Declaring that “old challenges require new approaches,” President Trump said Wednesday that he would break with decades of U.S. foreign policy and move the U.S. Embassy in Israel from Tel Aviv to Jerusalem.
“I have determined that it is time to officially recognize Jerusalem as the capital of Israel,” Trump said from the White House. “This is nothing more or less than a recognition of reality. It is also the right thing to do. It’s something that has to be done.”
Seeking to minimize the diplomatic consequences of the move, which Palestinians vociferously protested, Trump also emphasized that the United States would continue to seek a peace agreement between Israelis and Palestinians.
“This decision is not intended in any way to reflect a departure from our strong commitment to facilitate a lasting peace agreement,” Trump said. Longstanding issues about the boundaries of Israeli-controlled Jerusalem should remain subject to negotiations between the sides, he said.
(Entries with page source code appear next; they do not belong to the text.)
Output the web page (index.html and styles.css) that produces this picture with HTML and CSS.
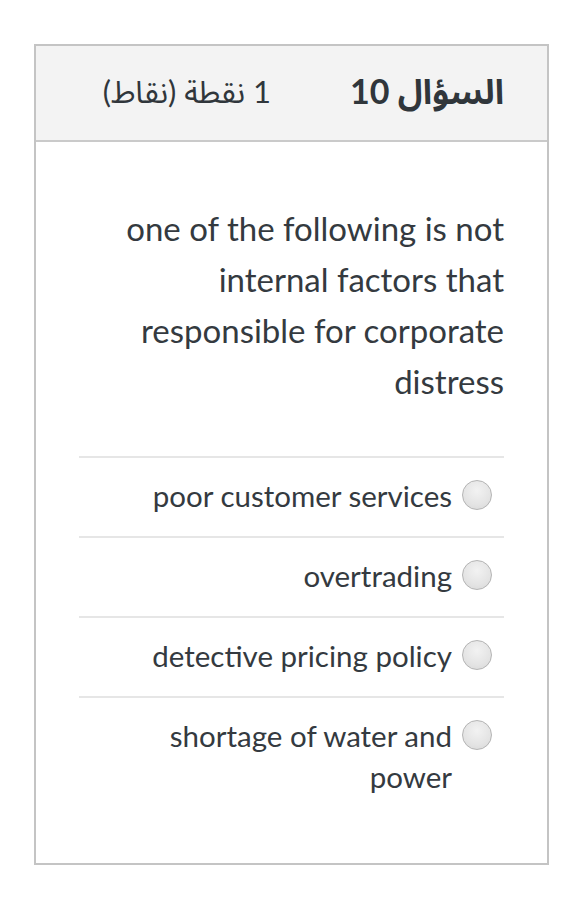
FILE: index.html
```html
<!DOCTYPE html>
<html lang="ar">
<head>
<meta charset="utf-8">
<link rel="stylesheet" href="styles.css">
</head>
<body>
<div class="card" dir="rtl">
  <div class="header">
    <span class="title">السؤال 10</span>
    <span class="points">1 نقطة (نقاط)</span>
  </div>
  <div class="content">
    <p class="question">one of the following is not internal factors that responsible for corporate distress</p>
    <ul class="options">
      <li class="option"><span class="radio"></span><span class="label">poor customer services</span></li>
      <li class="option"><span class="radio"></span><span class="label">overtrading</span></li>
      <li class="option"><span class="radio"></span><span class="label">detective pricing policy</span></li>
      <li class="option"><span class="radio"></span><span class="label">shortage of water and power</span></li>
    </ul>
  </div>
</div>
</body>
</html>
```
FILE: styles.css
```css
html, body {
  margin: 0;
  padding: 0;
  background: #ffffff;
}
body {
  font-family: Lato, "Noto Sans Arabic", "DejaVu Sans", sans-serif;
  color: #343a40;
}
.card {
  margin: 44px 0 0 34px;
  width: 515px;
  box-sizing: border-box;
  border: 2px solid #c4c4c4;
  background: #fff;
}
.header {
  display: flex;
  align-items: center;
  gap: 79px;
  height: 94px;
  padding: 0 43px;
  background: #f3f3f3;
  border-bottom: 2px solid #cacaca;
}
.title {
  font-size: 34px;
  font-weight: 700;
  color: #30363b;
}
.points {
  font-size: 31px;
  color: #30363b;
}
.content {
  padding: 61px 43px 46px 43px;
}
.question {
  margin: 0 0 49px 0;
  text-align: right;
  font-size: 33px;
  line-height: 51px;
  unicode-bidi: plaintext;
}
.options {
  list-style: none;
  margin: 0;
  padding: 0;
}
.option {
  display: flex;
  align-items: flex-start;
  gap: 10px;
  border-top: 2px solid #e6e6e6;
  padding: 17px 12px 20px 0;
}
.radio {
  flex: none;
  width: 28px;
  height: 28px;
  margin-top: 5px;
  border-radius: 50%;
  border: 1px solid #b4b4b4;
  background: radial-gradient(circle at 50% 35%, #f2f2f2 0%, #e4e4e4 60%, #d6d6d6 100%);
}
.label {
  font-size: 29.5px;
  line-height: 41px;
  text-align: right;
  unicode-bidi: plaintext;
  max-width: 305px;
}
```
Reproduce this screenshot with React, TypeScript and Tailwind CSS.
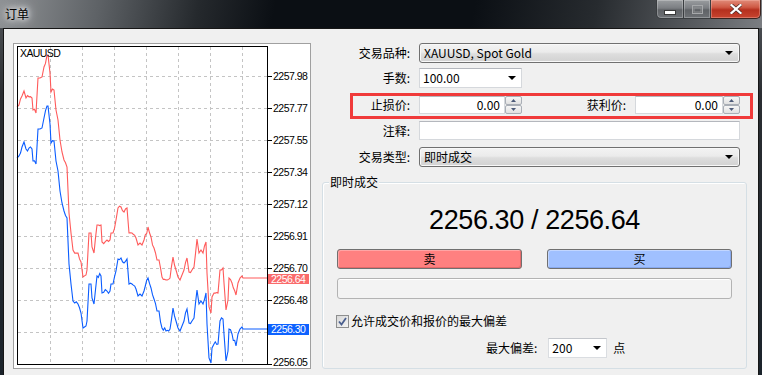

Yet the status of Jerusalem has been a major sticking point in those negotiations: Israel sees Jerusalem as its undivided, “eternal” capital; the Palestinians also claim east Jerusalem as the capital of their future state. “Without question, Jerusalem is one of the most sensitive issues in those talks,” Trump acknowledged.
Every other country — including the United States — has established its embassy in Tel Aviv in an attempt to stay neutral on the issue. Previous presidents have said that the decision on Jerusalem’s capital must come from a negotiated agreement between the Israelis and Palestinians.
But in Congress, the idea of Jerusalem as the Israeli capital has enjoyed long bipartisan support. Congress overwhelmingly passed the Jerusalem Embassy Act in 1995 requiring the move, but allowed presidents to waive it in the interests of national security. Presidents Bill Clinton, George W. Bush and Barack Obama signed those waivers every six months for 22 years.